In short, the Pfandbrief market is virtually unrecognizable when compared with what it was five years ago, when it was routinely dismissed by international investors as an illiquid, invisible, esoteric and poorly defined product suitable for German consumption only.

But these reforms fail to address a fundamental point. International fund managers need a more meaningful translation of Pfandbrief than "mortgage bonds" - the literal translation is pledge letters - so that they can tell trustees and unit holders what they are doing. And therein lies their difficulty. At Barclays de Zoete Wedd (BZW) in Frankfurt, fixed-income head Matthias Preller goes directly to the root of the problem when he says: "Nobody will ever blame fund managers who underperform in the German government bond market. But they will blame fund managers who underperform when they've bought Pfandbriefe."
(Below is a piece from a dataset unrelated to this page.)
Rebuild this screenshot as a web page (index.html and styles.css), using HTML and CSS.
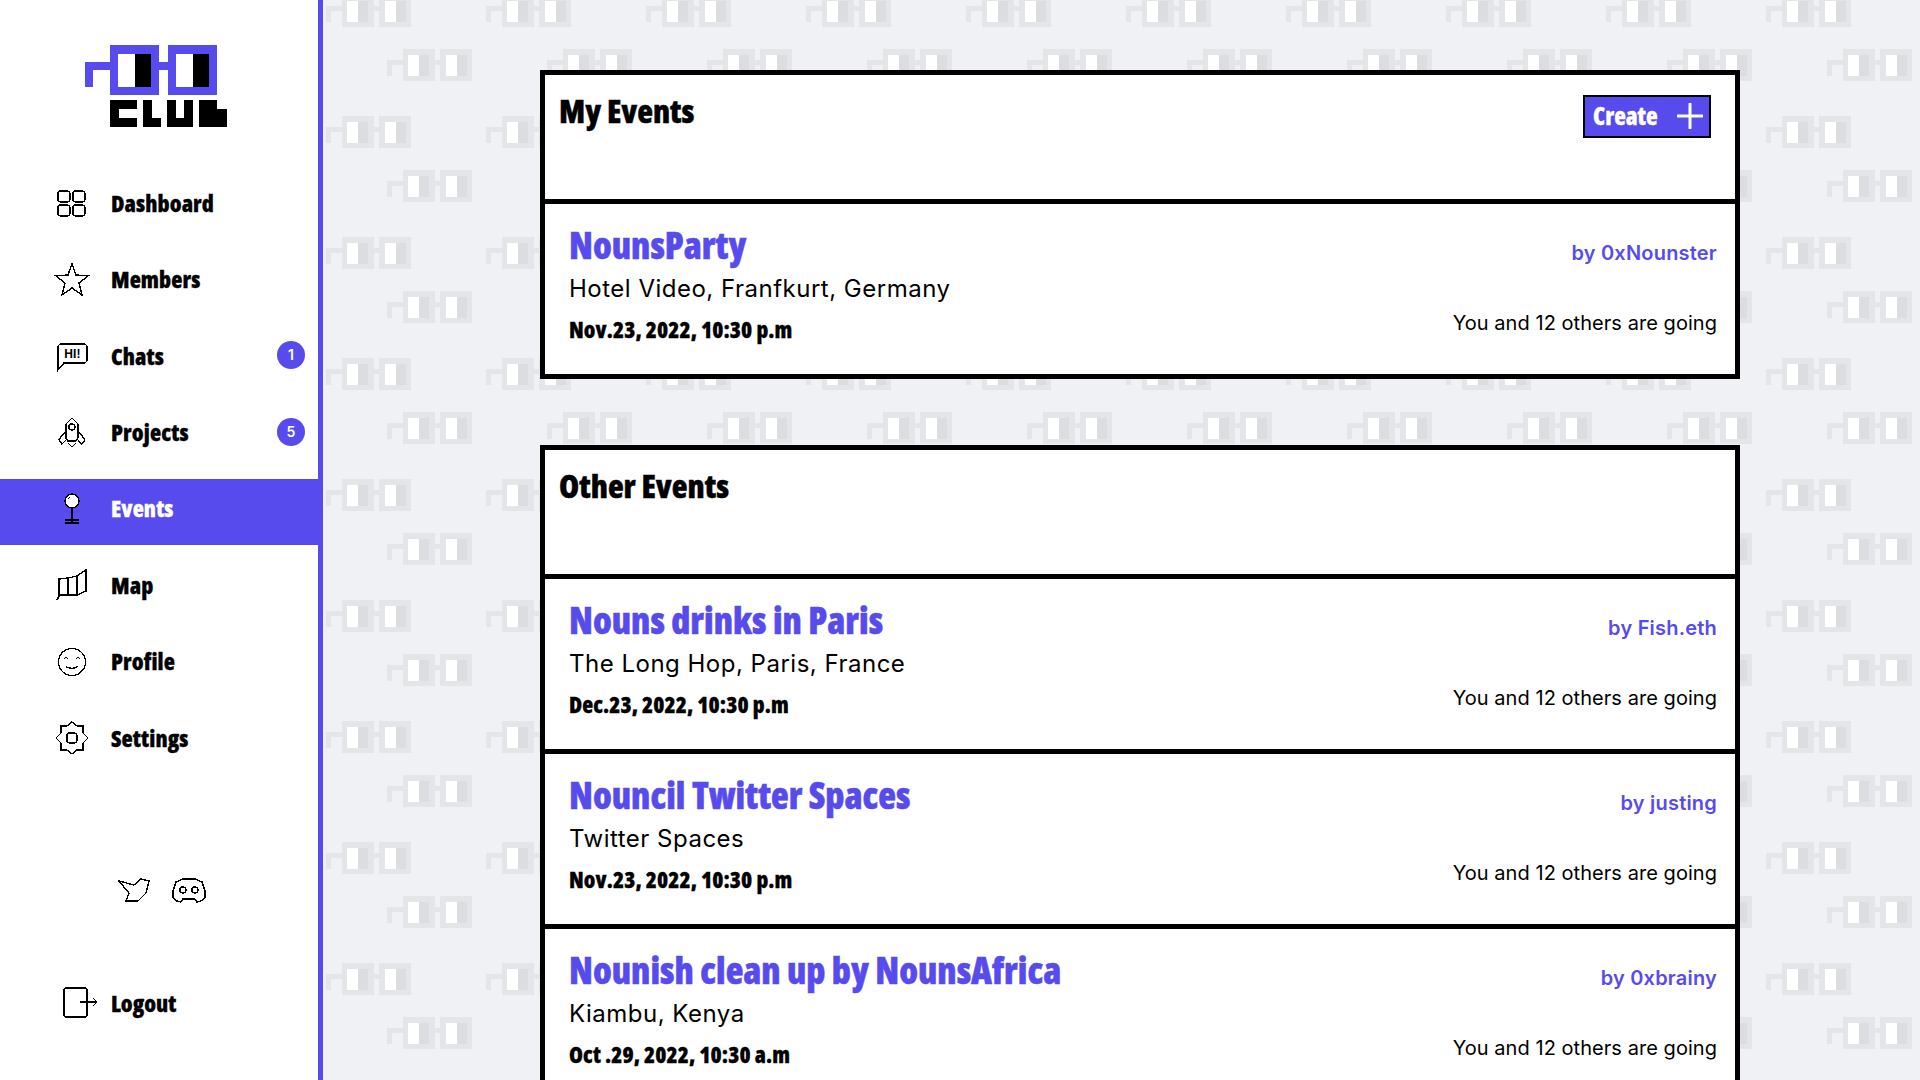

This situation is ludicrous but true. And it clearly exasperates a number of issuers, such as Frankfurter Hypothekenbank. "One of the things which is still widely misunderstood is the issue of credit quality," says the bank's head of treasury, Henning Rasche. "If you look at our öffentliche Pfandbriefe, they are among the best you can get. They are fully collaterized by loans to the German public sector, mainly to the German federal and state governments. We have a very strong balance sheet and so far our Pfandbriefe are the only ones rated triple-A by Standard & Poor's. What more do people want? But we still don't get enough of a yield discount in return for this super credit quality."

With typical German tenacity, there is no hint of any plan to replace a name which has been used for about 200 years with something that trips easily off the international tongue. As Dieck says: "We want to export the name."

One or two Pfandbrief issuers in Germany are already looking forward to the possibility of issuing Pfandbriefe in currencies other than Deutschmarks - in the unlikely event that international investors begin viewing Deutschmark exposure as dicey. Bub reports that Bayerische Vereinsbank has been studying this option for "a good nine months" but adds that a non-Deutschmark Pfandbrief would act only as a "product to cater to very up-to-date niche interests of the market - by no means would it replace the jumbo market". Another bank clearly weighing up the possibility is the Frankfurt-based Commerzbank subsidiary, Rheinische Hypothekenbank (Rheinhyp). "If I want to, I can issue a Pfandbrief in sterling, French francs or anything else," explains Rüdiger Luchmann, head of treasury at Rheinhyp. "What I am not allowed to do is to take on currency risk. But that does not matter because we have an increasing flow of foreign currency assets. We have two offices in Spain, for example, and an office in the UK, and we're about to open one in Denmark."